EXERCISE AIM
Transcribe the listing verbatim. Do not carry over any pictures.

INFORMATION PROVIDED
........

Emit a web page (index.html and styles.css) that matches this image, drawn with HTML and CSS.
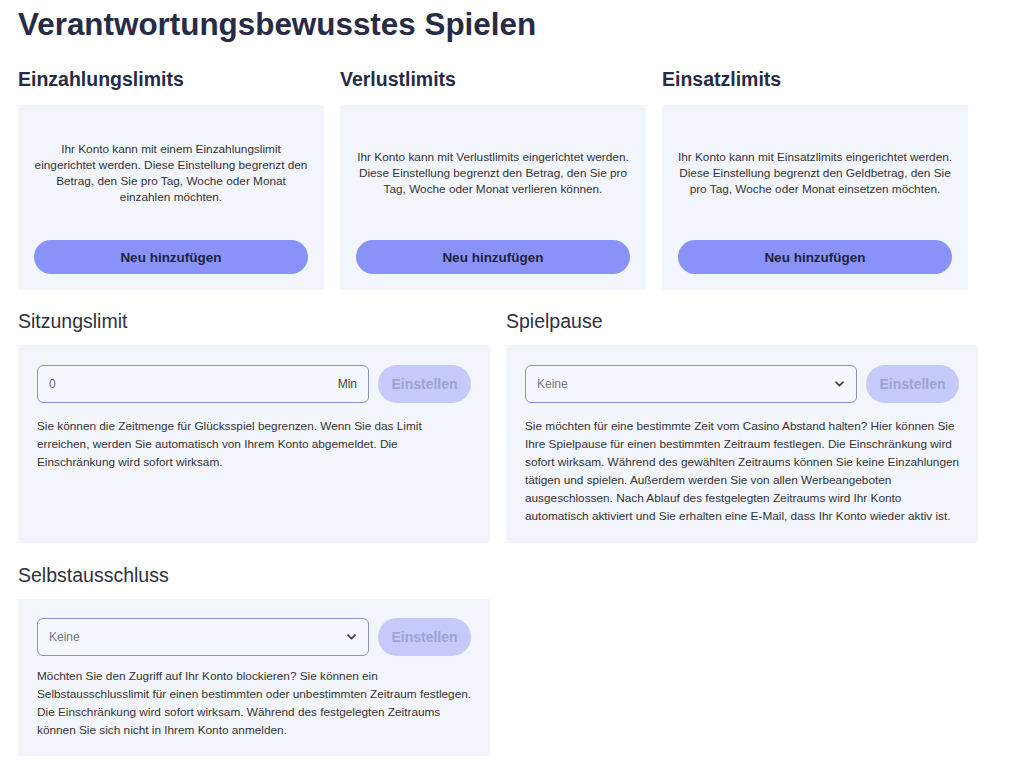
FILE: index.html
```html
<!DOCTYPE html>
<html lang="de">
<head>
<meta charset="utf-8">
<title>Verantwortungsbewusstes Spielen</title>
<link rel="stylesheet" href="styles.css">
</head>
<body>
<div class="page">
  <h1 class="title">Verantwortungsbewusstes Spielen</h1>

  <div class="row3">
    <section class="col">
      <h2 class="head-bold">Einzahlungslimits</h2>
      <div class="card limit-card">
        <div class="limit-text"><p>Ihr Konto kann mit einem Einzahlungslimit eingerichtet werden. Diese Einstellung begrenzt den Betrag, den Sie pro Tag, Woche oder Monat einzahlen möchten.</p></div>
        <button class="btn-add">Neu hinzufügen</button>
      </div>
    </section>
    <section class="col">
      <h2 class="head-bold">Verlustlimits</h2>
      <div class="card limit-card">
        <div class="limit-text"><p>Ihr Konto kann mit Verlustlimits eingerichtet werden. Diese Einstellung begrenzt den Betrag, den Sie pro Tag, Woche oder Monat verlieren können.</p></div>
        <button class="btn-add">Neu hinzufügen</button>
      </div>
    </section>
    <section class="col">
      <h2 class="head-bold">Einsatzlimits</h2>
      <div class="card limit-card">
        <div class="limit-text"><p>Ihr Konto kann mit Einsatzlimits eingerichtet werden. Diese Einstellung begrenzt den Geldbetrag, den Sie pro Tag, Woche oder Monat einsetzen möchten.</p></div>
        <button class="btn-add">Neu hinzufügen</button>
      </div>
    </section>
  </div>

  <div class="row2">
    <section class="col">
      <h2 class="head-reg">Sitzungslimit</h2>
      <div class="card form-card">
        <div class="form-line">
          <div class="field"><span class="val">0</span><span class="unit">Min</span></div>
          <button class="btn-set">Einstellen</button>
        </div>
        <p class="desc">Sie können die Zeitmenge für Glücksspiel begrenzen. Wenn Sie das Limit erreichen, werden Sie automatisch von Ihrem Konto abgemeldet. Die Einschränkung wird sofort wirksam.</p>
      </div>
    </section>
    <section class="col">
      <h2 class="head-reg">Spielpause</h2>
      <div class="card form-card">
        <div class="form-line">
          <div class="field"><span class="ph">Keine</span><svg class="chev" width="9" height="6" viewBox="0 0 9 6"><path d="M1 1.2 L4.5 4.6 L8 1.2" fill="none" stroke="#444" stroke-width="1.7" stroke-linecap="round" stroke-linejoin="round"/></svg></div>
          <button class="btn-set">Einstellen</button>
        </div>
        <p class="desc">Sie möchten für eine bestimmte Zeit vom Casino Abstand halten? Hier können Sie Ihre Spielpause für einen bestimmten Zeitraum festlegen. Die Einschränkung wird sofort wirksam. Während des gewählten Zeitraums können Sie keine Einzahlungen tätigen und spielen. Außerdem werden Sie von allen Werbeangeboten ausgeschlossen. Nach Ablauf des festgelegten Zeitraums wird Ihr Konto automatisch aktiviert und Sie erhalten eine E-Mail, dass Ihr Konto wieder aktiv ist.</p>
      </div>
    </section>
  </div>

  <div class="row2 row-last">
    <section class="col">
      <h2 class="head-reg">Selbstausschluss</h2>
      <div class="card form-card tight">
        <div class="form-line">
          <div class="field"><span class="ph">Keine</span><svg class="chev" width="9" height="6" viewBox="0 0 9 6"><path d="M1 1.2 L4.5 4.6 L8 1.2" fill="none" stroke="#444" stroke-width="1.7" stroke-linecap="round" stroke-linejoin="round"/></svg></div>
          <button class="btn-set">Einstellen</button>
        </div>
        <p class="desc">Möchten Sie den Zugriff auf Ihr Konto blockieren? Sie können ein Selbstausschlusslimit für einen bestimmten oder unbestimmten Zeitraum festlegen. Die Einschränkung wird sofort wirksam. Während des festgelegten Zeitraums können Sie sich nicht in Ihrem Konto anmelden.</p>
      </div>
    </section>
  </div>
</div>
</body>
</html>
```

FILE: styles.css
```css
* { box-sizing: border-box; }
html, body { margin: 0; padding: 0; background: #ffffff; }
body {
  font-family: "Liberation Sans", Arial, sans-serif;
  color: #333;
}
.page {
  padding: 7px 0 0 18px;
  width: 1000px;
}
.title {
  margin: 0 0 24px;
  font-size: 31.4px;
  line-height: 36px;
  font-weight: 700;
  color: #272b45;
}
.row3 {
  display: grid;
  grid-template-columns: repeat(3, 306px);
  column-gap: 16px;
}
.row2 {
  display: grid;
  grid-template-columns: repeat(2, 472px);
  column-gap: 16px;
  margin-top: 19px;
}
.row-last { margin-top: 20px; }
.col { display: flex; flex-direction: column; }
.head-bold {
  margin: 0 0 14px;
  font-size: 19.5px;
  line-height: 24px;
  font-weight: 700;
  color: #272b45;
}
.head-reg {
  margin: 0 0 12px;
  font-size: 19.5px;
  line-height: 24px;
  font-weight: 400;
  color: #2f3140;
}
.card {
  background: #f3f5fd;
}
.limit-card {
  height: 185px;
  padding: 0 16px 16px;
  display: flex;
  flex-direction: column;
}
.limit-text {
  flex: 1;
  display: flex;
  align-items: center;
  justify-content: center;
  margin: 0 -1px;
}
.limit-text p {
  margin: 0;
  font-size: 11.8px;
  line-height: 16px;
  text-align: center;
  color: #333;
}
.btn-add {
  height: 34px;
  border: 0;
  border-radius: 17px;
  background: #8992f8;
  color: #1f2340;
  font-family: "Liberation Sans", Arial, sans-serif;
  font-size: 13.5px;
  font-weight: 700;
  padding: 0;
}
.form-card {
  flex: 1;
  padding: 20px 19px 18px 19px;
}
.form-card.tight { padding-top: 19px; padding-bottom: 17px; }
.form-line {
  display: flex;
  gap: 9px;
}
.field {
  flex: 1;
  height: 38px;
  border: 1px solid #8c92c9;
  border-radius: 6px;
  background: #f5f7fe;
  display: flex;
  align-items: center;
  justify-content: space-between;
  padding: 0 11px 0 11px;
  font-size: 12px;
}
.val { color: #666; }
.unit { color: #444; }
.ph { color: #777; }
.chev { margin-right: 1px; }
.btn-set {
  width: 93px;
  height: 38px;
  border: 0;
  border-radius: 19px;
  background: #c5cafb;
  color: #9ea3d6;
  font-family: "Liberation Sans", Arial, sans-serif;
  font-size: 14px;
  font-weight: 700;
  padding: 0;
}
.desc {
  margin: 14px -6px 0 0;
  font-size: 11.8px;
  line-height: 18px;
  color: #333;
}
.tight .desc { margin-top: 11px; }
```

........

PROBLEM SOLUTION
Emit a web page (index.html and styles.css) that matches this image, drawn with HTML and CSS.
FILE: index.html
```html
<!DOCTYPE html>
<html lang="de">
<head>
<meta charset="utf-8">
<title>Verantwortungsbewusstes Spielen</title>
<link rel="stylesheet" href="styles.css">
</head>
<body>
<div class="page">
  <h1 class="title">Verantwortungsbewusstes Spielen</h1>

  <div class="row3">
    <section class="col">
      <h2 class="head-bold">Einzahlungslimits</h2>
      <div class="card limit-card">
        <div class="limit-text"><p>Ihr Konto kann mit einem Einzahlungslimit eingerichtet werden. Diese Einstellung begrenzt den Betrag, den Sie pro Tag, Woche oder Monat einzahlen möchten.</p></div>
        <button class="btn-add">Neu hinzufügen</button>
      </div>
    </section>
    <section class="col">
      <h2 class="head-bold">Verlustlimits</h2>
      <div class="card limit-card">
        <div class="limit-text"><p>Ihr Konto kann mit Verlustlimits eingerichtet werden. Diese Einstellung begrenzt den Betrag, den Sie pro Tag, Woche oder Monat verlieren können.</p></div>
        <button class="btn-add">Neu hinzufügen</button>
      </div>
    </section>
    <section class="col">
      <h2 class="head-bold">Einsatzlimits</h2>
      <div class="card limit-card">
        <div class="limit-text"><p>Ihr Konto kann mit Einsatzlimits eingerichtet werden. Diese Einstellung begrenzt den Geldbetrag, den Sie pro Tag, Woche oder Monat einsetzen möchten.</p></div>
        <button class="btn-add">Neu hinzufügen</button>
      </div>
    </section>
  </div>

  <div class="row2">
    <section class="col">
      <h2 class="head-reg">Sitzungslimit</h2>
      <div class="card form-card">
        <div class="form-line">
          <div class="field"><span class="val">0</span><span class="unit">Min</span></div>
          <button class="btn-set">Einstellen</button>
        </div>
        <p class="desc">Sie können die Zeitmenge für Glücksspiel begrenzen. Wenn Sie das Limit erreichen, werden Sie automatisch von Ihrem Konto abgemeldet. Die Einschränkung wird sofort wirksam.</p>
      </div>
    </section>
    <section class="col">
      <h2 class="head-reg">Spielpause</h2>
      <div class="card form-card">
        <div class="form-line">
          <div class="field"><span class="ph">Keine</span><svg class="chev" width="9" height="6" viewBox="0 0 9 6"><path d="M1 1.2 L4.5 4.6 L8 1.2" fill="none" stroke="#444" stroke-width="1.7" stroke-linecap="round" stroke-linejoin="round"/></svg></div>
          <button class="btn-set">Einstellen</button>
        </div>
        <p class="desc">Sie möchten für eine bestimmte Zeit vom Casino Abstand halten? Hier können Sie Ihre Spielpause für einen bestimmten Zeitraum festlegen. Die Einschränkung wird sofort wirksam. Während des gewählten Zeitraums können Sie keine Einzahlungen tätigen und spielen. Außerdem werden Sie von allen Werbeangeboten ausgeschlossen. Nach Ablauf des festgelegten Zeitraums wird Ihr Konto automatisch aktiviert und Sie erhalten eine E-Mail, dass Ihr Konto wieder aktiv ist.</p>
      </div>
    </section>
  </div>

  <div class="row2 row-last">
    <section class="col">
      <h2 class="head-reg">Selbstausschluss</h2>
      <div class="card form-card tight">
        <div class="form-line">
          <div class="field"><span class="ph">Keine</span><svg class="chev" width="9" height="6" viewBox="0 0 9 6"><path d="M1 1.2 L4.5 4.6 L8 1.2" fill="none" stroke="#444" stroke-width="1.7" stroke-linecap="round" stroke-linejoin="round"/></svg></div>
          <button class="btn-set">Einstellen</button>
        </div>
        <p class="desc">Möchten Sie den Zugriff auf Ihr Konto blockieren? Sie können ein Selbstausschlusslimit für einen bestimmten oder unbestimmten Zeitraum festlegen. Die Einschränkung wird sofort wirksam. Während des festgelegten Zeitraums können Sie sich nicht in Ihrem Konto anmelden.</p>
      </div>
    </section>
  </div>
</div>
</body>
</html>
```

FILE: styles.css
```css
* { box-sizing: border-box; }
html, body { margin: 0; padding: 0; background: #ffffff; }
body {
  font-family: "Liberation Sans", Arial, sans-serif;
  color: #333;
}
.page {
  padding: 7px 0 0 18px;
  width: 1000px;
}
.title {
  margin: 0 0 24px;
  font-size: 31.4px;
  line-height: 36px;
  font-weight: 700;
  color: #272b45;
}
.row3 {
  display: grid;
  grid-template-columns: repeat(3, 306px);
  column-gap: 16px;
}
.row2 {
  display: grid;
  grid-template-columns: repeat(2, 472px);
  column-gap: 16px;
  margin-top: 19px;
}
.row-last { margin-top: 20px; }
.col { display: flex; flex-direction: column; }
.head-bold {
  margin: 0 0 14px;
  font-size: 19.5px;
  line-height: 24px;
  font-weight: 700;
  color: #272b45;
}
.head-reg {
  margin: 0 0 12px;
  font-size: 19.5px;
  line-height: 24px;
  font-weight: 400;
  color: #2f3140;
}
.card {
  background: #f3f5fd;
}
.limit-card {
  height: 185px;
  padding: 0 16px 16px;
  display: flex;
  flex-direction: column;
}
.limit-text {
  flex: 1;
  display: flex;
  align-items: center;
  justify-content: center;
  margin: 0 -1px;
}
.limit-text p {
  margin: 0;
  font-size: 11.8px;
  line-height: 16px;
  text-align: center;
  color: #333;
}
.btn-add {
  height: 34px;
  border: 0;
  border-radius: 17px;
  background: #8992f8;
  color: #1f2340;
  font-family: "Liberation Sans", Arial, sans-serif;
  font-size: 13.5px;
  font-weight: 700;
  padding: 0;
}
.form-card {
  flex: 1;
  padding: 20px 19px 18px 19px;
}
.form-card.tight { padding-top: 19px; padding-bottom: 17px; }
.form-line {
  display: flex;
  gap: 9px;
}
.field {
  flex: 1;
  height: 38px;
  border: 1px solid #8c92c9;
  border-radius: 6px;
  background: #f5f7fe;
  display: flex;
  align-items: center;
  justify-content: space-between;
  padding: 0 11px 0 11px;
  font-size: 12px;
}
.val { color: #666; }
.unit { color: #444; }
.ph { color: #777; }
.chev { margin-right: 1px; }
.btn-set {
  width: 93px;
  height: 38px;
  border: 0;
  border-radius: 19px;
  background: #c5cafb;
  color: #9ea3d6;
  font-family: "Liberation Sans", Arial, sans-serif;
  font-size: 14px;
  font-weight: 700;
  padding: 0;
}
.desc {
  margin: 14px -6px 0 0;
  font-size: 11.8px;
  line-height: 18px;
  color: #333;
}
.tight .desc { margin-top: 11px; }
```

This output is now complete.